# Required task
Output the material beneath this task exactly, images excluded.

# Input material

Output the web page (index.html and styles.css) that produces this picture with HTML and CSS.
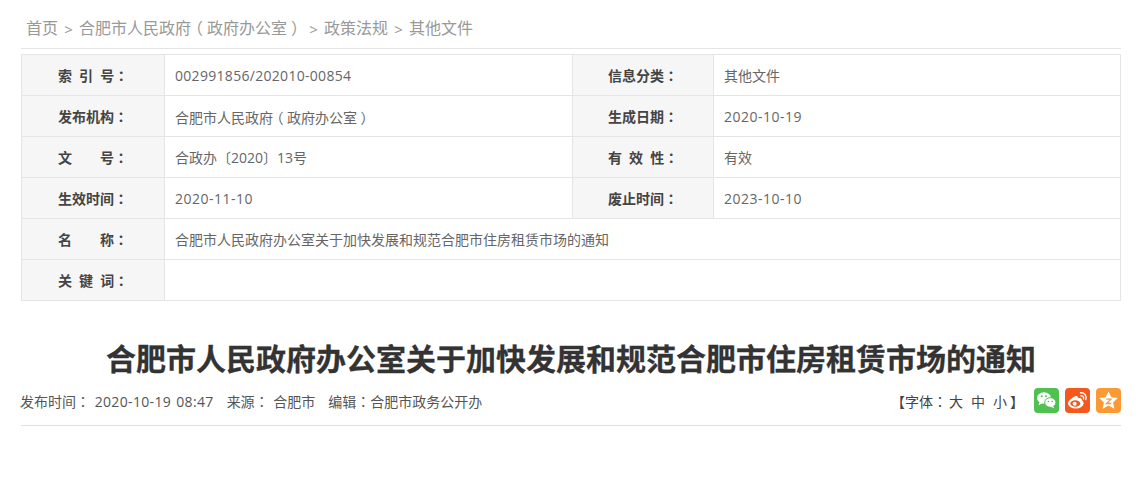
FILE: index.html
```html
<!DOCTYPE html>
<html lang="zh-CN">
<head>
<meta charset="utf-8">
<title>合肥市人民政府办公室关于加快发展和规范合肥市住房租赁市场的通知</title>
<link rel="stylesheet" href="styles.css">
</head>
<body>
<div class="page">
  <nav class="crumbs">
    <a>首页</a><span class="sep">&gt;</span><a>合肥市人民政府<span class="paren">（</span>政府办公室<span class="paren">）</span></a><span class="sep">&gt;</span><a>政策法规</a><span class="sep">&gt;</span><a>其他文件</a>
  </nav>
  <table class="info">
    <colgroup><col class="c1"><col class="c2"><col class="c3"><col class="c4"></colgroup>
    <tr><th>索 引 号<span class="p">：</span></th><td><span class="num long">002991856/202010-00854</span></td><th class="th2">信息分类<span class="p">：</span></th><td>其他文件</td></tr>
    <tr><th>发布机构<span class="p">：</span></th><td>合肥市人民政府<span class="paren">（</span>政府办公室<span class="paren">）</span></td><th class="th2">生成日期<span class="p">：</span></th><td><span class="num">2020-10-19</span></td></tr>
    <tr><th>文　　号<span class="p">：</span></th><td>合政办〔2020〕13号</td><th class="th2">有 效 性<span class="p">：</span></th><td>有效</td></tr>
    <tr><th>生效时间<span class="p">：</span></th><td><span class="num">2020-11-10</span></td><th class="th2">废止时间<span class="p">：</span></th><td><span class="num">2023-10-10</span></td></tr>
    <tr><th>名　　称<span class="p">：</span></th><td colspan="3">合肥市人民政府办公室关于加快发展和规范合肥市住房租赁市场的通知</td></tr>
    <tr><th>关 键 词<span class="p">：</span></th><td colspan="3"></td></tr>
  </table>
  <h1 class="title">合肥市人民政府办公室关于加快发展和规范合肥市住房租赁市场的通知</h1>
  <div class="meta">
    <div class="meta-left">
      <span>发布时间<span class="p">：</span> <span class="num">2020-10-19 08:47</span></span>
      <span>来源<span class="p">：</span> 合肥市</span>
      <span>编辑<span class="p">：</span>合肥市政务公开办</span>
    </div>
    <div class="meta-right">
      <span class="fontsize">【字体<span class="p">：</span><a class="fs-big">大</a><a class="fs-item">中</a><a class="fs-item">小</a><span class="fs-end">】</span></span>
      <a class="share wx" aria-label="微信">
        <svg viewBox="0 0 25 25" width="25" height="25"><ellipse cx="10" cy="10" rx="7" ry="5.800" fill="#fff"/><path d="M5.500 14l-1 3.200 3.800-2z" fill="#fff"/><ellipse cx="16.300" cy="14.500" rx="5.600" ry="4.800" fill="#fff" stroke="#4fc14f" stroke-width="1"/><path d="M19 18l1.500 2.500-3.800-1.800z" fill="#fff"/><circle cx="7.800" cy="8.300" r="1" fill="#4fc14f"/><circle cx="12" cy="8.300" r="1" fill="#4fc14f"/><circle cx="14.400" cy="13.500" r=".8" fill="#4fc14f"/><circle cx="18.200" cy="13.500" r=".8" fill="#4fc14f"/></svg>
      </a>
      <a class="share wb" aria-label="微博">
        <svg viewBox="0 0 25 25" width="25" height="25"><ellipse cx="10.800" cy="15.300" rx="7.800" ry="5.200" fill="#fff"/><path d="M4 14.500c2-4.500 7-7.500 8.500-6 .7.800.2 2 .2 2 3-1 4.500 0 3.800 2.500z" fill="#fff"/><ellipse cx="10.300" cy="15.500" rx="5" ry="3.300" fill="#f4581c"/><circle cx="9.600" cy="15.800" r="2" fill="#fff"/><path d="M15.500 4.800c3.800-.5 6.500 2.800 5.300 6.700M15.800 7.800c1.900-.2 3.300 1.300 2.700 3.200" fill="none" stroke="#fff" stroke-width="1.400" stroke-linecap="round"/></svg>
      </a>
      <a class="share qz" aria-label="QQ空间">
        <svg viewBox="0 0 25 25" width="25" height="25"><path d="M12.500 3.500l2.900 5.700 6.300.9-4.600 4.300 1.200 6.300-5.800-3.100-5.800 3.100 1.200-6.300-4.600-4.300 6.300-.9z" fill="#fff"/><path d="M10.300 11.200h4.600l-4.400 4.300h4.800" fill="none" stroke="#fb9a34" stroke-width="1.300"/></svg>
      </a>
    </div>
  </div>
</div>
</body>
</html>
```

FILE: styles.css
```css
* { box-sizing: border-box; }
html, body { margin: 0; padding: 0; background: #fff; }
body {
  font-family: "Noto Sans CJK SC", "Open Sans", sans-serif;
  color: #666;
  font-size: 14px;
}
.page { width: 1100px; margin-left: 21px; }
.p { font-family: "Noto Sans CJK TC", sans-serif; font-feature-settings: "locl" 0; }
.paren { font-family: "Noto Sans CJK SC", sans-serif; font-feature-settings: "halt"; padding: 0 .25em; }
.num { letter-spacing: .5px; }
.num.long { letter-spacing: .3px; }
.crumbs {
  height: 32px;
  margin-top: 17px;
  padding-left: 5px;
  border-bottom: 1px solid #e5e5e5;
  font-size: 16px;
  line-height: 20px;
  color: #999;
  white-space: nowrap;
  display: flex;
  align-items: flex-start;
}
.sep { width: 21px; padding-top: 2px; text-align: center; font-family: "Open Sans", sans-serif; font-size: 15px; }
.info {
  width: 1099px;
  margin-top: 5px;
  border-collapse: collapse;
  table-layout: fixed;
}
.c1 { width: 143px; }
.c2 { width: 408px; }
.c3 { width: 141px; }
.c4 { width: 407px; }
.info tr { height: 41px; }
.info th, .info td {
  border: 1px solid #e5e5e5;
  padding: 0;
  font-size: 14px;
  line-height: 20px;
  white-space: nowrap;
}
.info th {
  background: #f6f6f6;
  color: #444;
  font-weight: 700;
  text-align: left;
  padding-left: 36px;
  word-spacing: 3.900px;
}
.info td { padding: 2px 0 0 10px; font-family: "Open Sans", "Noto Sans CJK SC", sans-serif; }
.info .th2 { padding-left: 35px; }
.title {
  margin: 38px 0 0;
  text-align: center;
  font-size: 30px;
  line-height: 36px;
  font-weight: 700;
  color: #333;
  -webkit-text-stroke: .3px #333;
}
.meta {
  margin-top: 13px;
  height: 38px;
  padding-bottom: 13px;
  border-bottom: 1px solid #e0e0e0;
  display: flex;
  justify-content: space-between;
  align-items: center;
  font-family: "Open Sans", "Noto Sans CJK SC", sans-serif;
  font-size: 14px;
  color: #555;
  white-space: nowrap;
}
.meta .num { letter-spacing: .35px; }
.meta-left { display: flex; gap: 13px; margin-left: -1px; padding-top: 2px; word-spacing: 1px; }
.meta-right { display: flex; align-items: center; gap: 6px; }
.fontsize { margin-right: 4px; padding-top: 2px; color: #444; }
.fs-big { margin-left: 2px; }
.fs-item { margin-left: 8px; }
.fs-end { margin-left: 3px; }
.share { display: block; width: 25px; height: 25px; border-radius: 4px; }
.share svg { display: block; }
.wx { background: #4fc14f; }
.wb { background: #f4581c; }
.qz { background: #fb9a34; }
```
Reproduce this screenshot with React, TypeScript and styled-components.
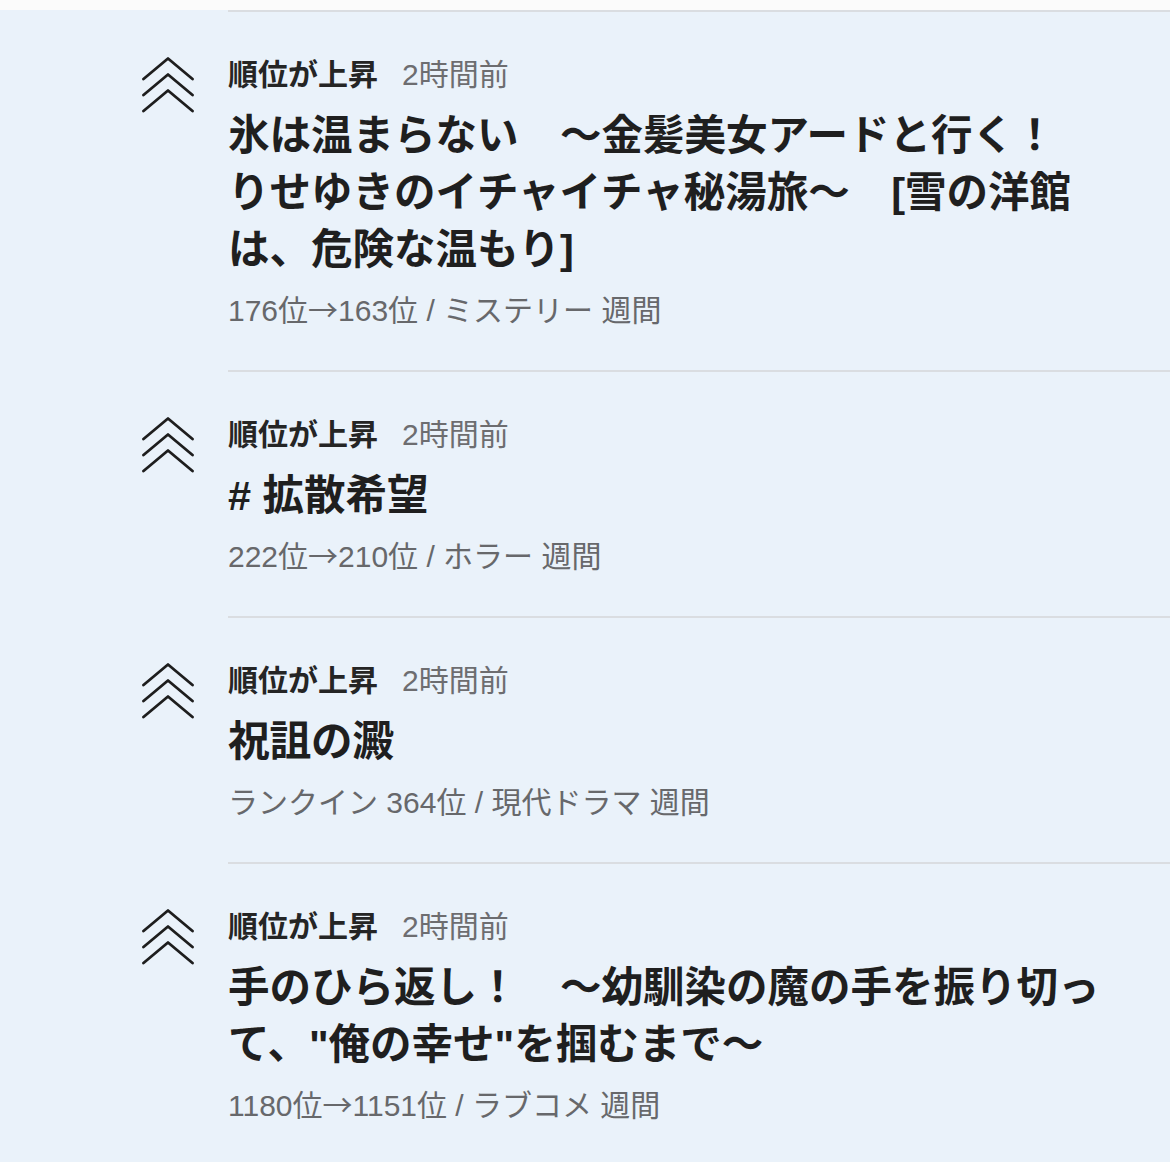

# Exercise response
Output the web page (index.html and styles.css) that produces this picture with HTML and CSS.
FILE: index.html
```html
<!DOCTYPE html>
<html lang="zh-CN">
<head>
<meta charset="utf-8">
<title>合肥市人民政府办公室关于加快发展和规范合肥市住房租赁市场的通知</title>
<link rel="stylesheet" href="styles.css">
</head>
<body>
<div class="page">
  <nav class="crumbs">
    <a>首页</a><span class="sep">&gt;</span><a>合肥市人民政府<span class="paren">（</span>政府办公室<span class="paren">）</span></a><span class="sep">&gt;</span><a>政策法规</a><span class="sep">&gt;</span><a>其他文件</a>
  </nav>
  <table class="info">
    <colgroup><col class="c1"><col class="c2"><col class="c3"><col class="c4"></colgroup>
    <tr><th>索 引 号<span class="p">：</span></th><td><span class="num long">002991856/202010-00854</span></td><th class="th2">信息分类<span class="p">：</span></th><td>其他文件</td></tr>
    <tr><th>发布机构<span class="p">：</span></th><td>合肥市人民政府<span class="paren">（</span>政府办公室<span class="paren">）</span></td><th class="th2">生成日期<span class="p">：</span></th><td><span class="num">2020-10-19</span></td></tr>
    <tr><th>文　　号<span class="p">：</span></th><td>合政办〔2020〕13号</td><th class="th2">有 效 性<span class="p">：</span></th><td>有效</td></tr>
    <tr><th>生效时间<span class="p">：</span></th><td><span class="num">2020-11-10</span></td><th class="th2">废止时间<span class="p">：</span></th><td><span class="num">2023-10-10</span></td></tr>
    <tr><th>名　　称<span class="p">：</span></th><td colspan="3">合肥市人民政府办公室关于加快发展和规范合肥市住房租赁市场的通知</td></tr>
    <tr><th>关 键 词<span class="p">：</span></th><td colspan="3"></td></tr>
  </table>
  <h1 class="title">合肥市人民政府办公室关于加快发展和规范合肥市住房租赁市场的通知</h1>
  <div class="meta">
    <div class="meta-left">
      <span>发布时间<span class="p">：</span> <span class="num">2020-10-19 08:47</span></span>
      <span>来源<span class="p">：</span> 合肥市</span>
      <span>编辑<span class="p">：</span>合肥市政务公开办</span>
    </div>
    <div class="meta-right">
      <span class="fontsize">【字体<span class="p">：</span><a class="fs-big">大</a><a class="fs-item">中</a><a class="fs-item">小</a><span class="fs-end">】</span></span>
      <a class="share wx" aria-label="微信">
        <svg viewBox="0 0 25 25" width="25" height="25"><ellipse cx="10" cy="10" rx="7" ry="5.800" fill="#fff"/><path d="M5.500 14l-1 3.200 3.800-2z" fill="#fff"/><ellipse cx="16.300" cy="14.500" rx="5.600" ry="4.800" fill="#fff" stroke="#4fc14f" stroke-width="1"/><path d="M19 18l1.500 2.500-3.800-1.800z" fill="#fff"/><circle cx="7.800" cy="8.300" r="1" fill="#4fc14f"/><circle cx="12" cy="8.300" r="1" fill="#4fc14f"/><circle cx="14.400" cy="13.500" r=".8" fill="#4fc14f"/><circle cx="18.200" cy="13.500" r=".8" fill="#4fc14f"/></svg>
      </a>
      <a class="share wb" aria-label="微博">
        <svg viewBox="0 0 25 25" width="25" height="25"><ellipse cx="10.800" cy="15.300" rx="7.800" ry="5.200" fill="#fff"/><path d="M4 14.500c2-4.500 7-7.500 8.500-6 .7.800.2 2 .2 2 3-1 4.500 0 3.800 2.500z" fill="#fff"/><ellipse cx="10.300" cy="15.500" rx="5" ry="3.300" fill="#f4581c"/><circle cx="9.600" cy="15.800" r="2" fill="#fff"/><path d="M15.500 4.800c3.800-.5 6.500 2.800 5.300 6.700M15.800 7.800c1.900-.2 3.300 1.300 2.700 3.200" fill="none" stroke="#fff" stroke-width="1.400" stroke-linecap="round"/></svg>
      </a>
      <a class="share qz" aria-label="QQ空间">
        <svg viewBox="0 0 25 25" width="25" height="25"><path d="M12.500 3.500l2.900 5.700 6.300.9-4.600 4.300 1.200 6.300-5.800-3.100-5.800 3.100 1.200-6.300-4.600-4.300 6.300-.9z" fill="#fff"/><path d="M10.300 11.200h4.600l-4.400 4.300h4.800" fill="none" stroke="#fb9a34" stroke-width="1.300"/></svg>
      </a>
    </div>
  </div>
</div>
</body>
</html>
```

FILE: styles.css
```css
* { box-sizing: border-box; }
html, body { margin: 0; padding: 0; background: #fff; }
body {
  font-family: "Noto Sans CJK SC", "Open Sans", sans-serif;
  color: #666;
  font-size: 14px;
}
.page { width: 1100px; margin-left: 21px; }
.p { font-family: "Noto Sans CJK TC", sans-serif; font-feature-settings: "locl" 0; }
.paren { font-family: "Noto Sans CJK SC", sans-serif; font-feature-settings: "halt"; padding: 0 .25em; }
.num { letter-spacing: .5px; }
.num.long { letter-spacing: .3px; }
.crumbs {
  height: 32px;
  margin-top: 17px;
  padding-left: 5px;
  border-bottom: 1px solid #e5e5e5;
  font-size: 16px;
  line-height: 20px;
  color: #999;
  white-space: nowrap;
  display: flex;
  align-items: flex-start;
}
.sep { width: 21px; padding-top: 2px; text-align: center; font-family: "Open Sans", sans-serif; font-size: 15px; }
.info {
  width: 1099px;
  margin-top: 5px;
  border-collapse: collapse;
  table-layout: fixed;
}
.c1 { width: 143px; }
.c2 { width: 408px; }
.c3 { width: 141px; }
.c4 { width: 407px; }
.info tr { height: 41px; }
.info th, .info td {
  border: 1px solid #e5e5e5;
  padding: 0;
  font-size: 14px;
  line-height: 20px;
  white-space: nowrap;
}
.info th {
  background: #f6f6f6;
  color: #444;
  font-weight: 700;
  text-align: left;
  padding-left: 36px;
  word-spacing: 3.900px;
}
.info td { padding: 2px 0 0 10px; font-family: "Open Sans", "Noto Sans CJK SC", sans-serif; }
.info .th2 { padding-left: 35px; }
.title {
  margin: 38px 0 0;
  text-align: center;
  font-size: 30px;
  line-height: 36px;
  font-weight: 700;
  color: #333;
  -webkit-text-stroke: .3px #333;
}
.meta {
  margin-top: 13px;
  height: 38px;
  padding-bottom: 13px;
  border-bottom: 1px solid #e0e0e0;
  display: flex;
  justify-content: space-between;
  align-items: center;
  font-family: "Open Sans", "Noto Sans CJK SC", sans-serif;
  font-size: 14px;
  color: #555;
  white-space: nowrap;
}
.meta .num { letter-spacing: .35px; }
.meta-left { display: flex; gap: 13px; margin-left: -1px; padding-top: 2px; word-spacing: 1px; }
.meta-right { display: flex; align-items: center; gap: 6px; }
.fontsize { margin-right: 4px; padding-top: 2px; color: #444; }
.fs-big { margin-left: 2px; }
.fs-item { margin-left: 8px; }
.fs-end { margin-left: 3px; }
.share { display: block; width: 25px; height: 25px; border-radius: 4px; }
.share svg { display: block; }
.wx { background: #4fc14f; }
.wb { background: #f4581c; }
.qz { background: #fb9a34; }
```
Reproduce this screenshot with React, TypeScript and styled-components.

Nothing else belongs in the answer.